Based on developer framing and hands-on impressions, Space Marine 2’s campaign is designed to land in the 10–15 hour range for a first playthrough. That estimate assumes players engage with the systems rather than speed-running encounters or ignoring optional objectives. Higher difficulties, experimentation with loadouts, and co-op replays can easily stretch that further.

This length is intentional. Saber Interactive is clearly prioritizing density over padding, favoring tightly curated missions over bloated open-world sprawl. Every level is meant to introduce new combat variables, enemy mixes, or environmental threats rather than recycling objectives.

Mission Structure and Pacing Philosophy

Missions follow a layered structure: controlled introductions, escalating combat pressure, and a final crescendo that usually flips the rules you’ve just learned. You’ll often start with manageable skirmishes before the game stacks aggro sources, vertical threats, and elite units simultaneously. It’s pacing that mirrors tabletop escalation, just translated into real-time chaos.

Importantly, downtime exists. Brief traversal sections, narrative beats, and environmental storytelling give players space to reset before the next spike. That breathing room makes the violence hit harder and prevents combat fatigue, especially during longer sessions.

Story Scope: From Individual Power Fantasy to Imperial Reality

Space Marine 2 pulls the camera back without losing the visceral thrill of being a walking tank. Titus remains a central figure, but the narrative constantly reminds players that even a Space Marine is a tool of a much larger, uncaring machine. Orders come from above, objectives shift mid-mission, and success often means surviving long enough for someone else to capitalize.

This wider scope allows the story to explore how wars are actually fought in the Imperium. Supply lines fail, reinforcements arrive late, and collateral damage is treated as an acceptable cost. The player is powerful, but never fully in control.

Narrative Themes: Duty, Survival, and Controlled Brutality

The dominant theme isn’t heroism, but endurance. Space Marine 2 frames combat as attrition, where victory is measured in minutes gained rather than enemies killed. That aligns perfectly with mechanics that reward execution timing, positioning, and threat prioritization over reckless aggression.

There’s also a strong emphasis on restraint. The game consistently tempts players to overextend, then punishes them for it. That tension reinforces the idea that discipline, not raw DPS, is what keeps an Astartes alive in a collapsing warzone.

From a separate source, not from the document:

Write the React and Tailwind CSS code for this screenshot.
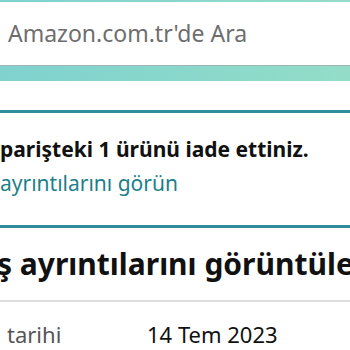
export default function App() {
  return (
    <div className="w-[350px] h-[350px] overflow-hidden bg-white" style={{ fontFamily: '"Noto Sans", "Open Sans", sans-serif' }}>
      <div className="bg-gradient-to-r from-[#7fd2cf] to-[#93ddc8] pt-[2px] pb-[15px]">
        <div className="h-[64px] bg-white border-b border-[#9fb4b4] flex items-center pl-[8px]">
          <span className="text-[23px] text-[#6e6e6e] whitespace-nowrap">Amazon.com.tr'de Ara</span>
        </div>
      </div>
      <div className="mt-[29px] border-y-[3px] border-[#2e8c9b] h-[118px] pt-[22px] whitespace-nowrap">
        <div className="text-[21px] font-bold text-[#111] leading-[28px]">parişteki 1 ürünü iade ettiniz.</div>
        <div className="mt-[6px] text-[21px] text-[#1c7f8c] leading-[28px]">ayrıntılarını görün</div>
      </div>
      <div className="mt-[16px] -ml-[3px] whitespace-nowrap text-[30px] font-bold text-[#111] leading-[40px]">ş ayrıntılarını görüntüleyin</div>
      <div className="mt-[16px] h-[2px] bg-[#dddddd]"></div>
      <div className="mt-[18px] flex whitespace-nowrap text-[22px] leading-[28px]">
        <span className="w-[147px] pl-[7px] text-[#555]">tarihi</span>
        <span className="text-[#111]">14 Tem 2023</span>
      </div>
    </div>
  );
}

Continuity and Lore: Respecting Veterans Without Alienating Newcomers

Lore callbacks are frequent, but rarely intrusive. Veterans will catch references to prior campaigns, Imperial politics, and faction rivalries, while newcomers are given just enough context to understand the stakes. The writing trusts the universe to be strange without over-explaining it.

Crucially, the campaign doesn’t exist in a vacuum. Its events clearly set the stage for co-op operations and post-launch content, making the story feel like the opening act of a larger conflict rather than a self-contained tale. The single-player campaign isn’t just a story mode, it’s the foundation everything else is built on.

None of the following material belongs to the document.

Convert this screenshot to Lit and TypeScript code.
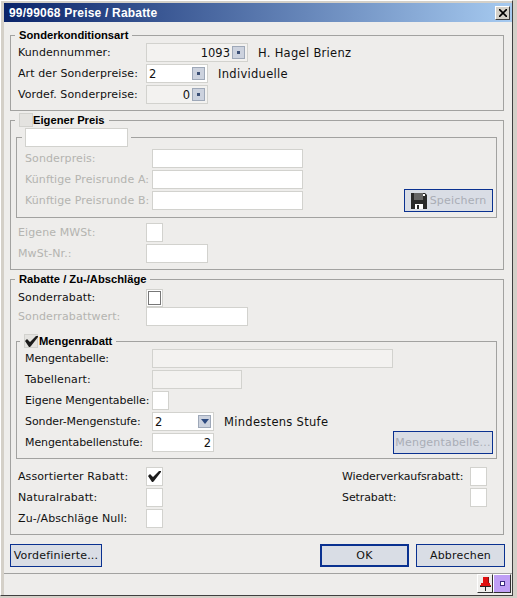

Co-Op Operations Mode: How 3-Player PvE Works, Classes, Progression, and Replayability

If the campaign establishes Space Marine 2’s tone of controlled brutality, Co-Op Operations is where that philosophy gets stress-tested. These missions don’t feel like side content. They’re framed as parallel deployments happening across the same warfront, reinforcing the idea that Titus’ story is only one thread in a much larger Imperial offensive.

Operations mode is built from the ground up for three-player PvE, and it shows in how enemy density, objectives, and pacing are tuned. You’re not just stronger with friends, you’re more responsible. Every mistake has ripple effects, especially on higher difficulties where attrition becomes the real enemy.

Mission Structure: Tactical Objectives Over Linear Slaughter

Operations missions are shorter than campaign levels but far denser in decision-making. Objectives rotate between holding kill zones, escorting assets, sabotaging enemy infrastructure, and surviving escalating waves. The game constantly forces teams to choose between pushing forward and stabilizing the situation.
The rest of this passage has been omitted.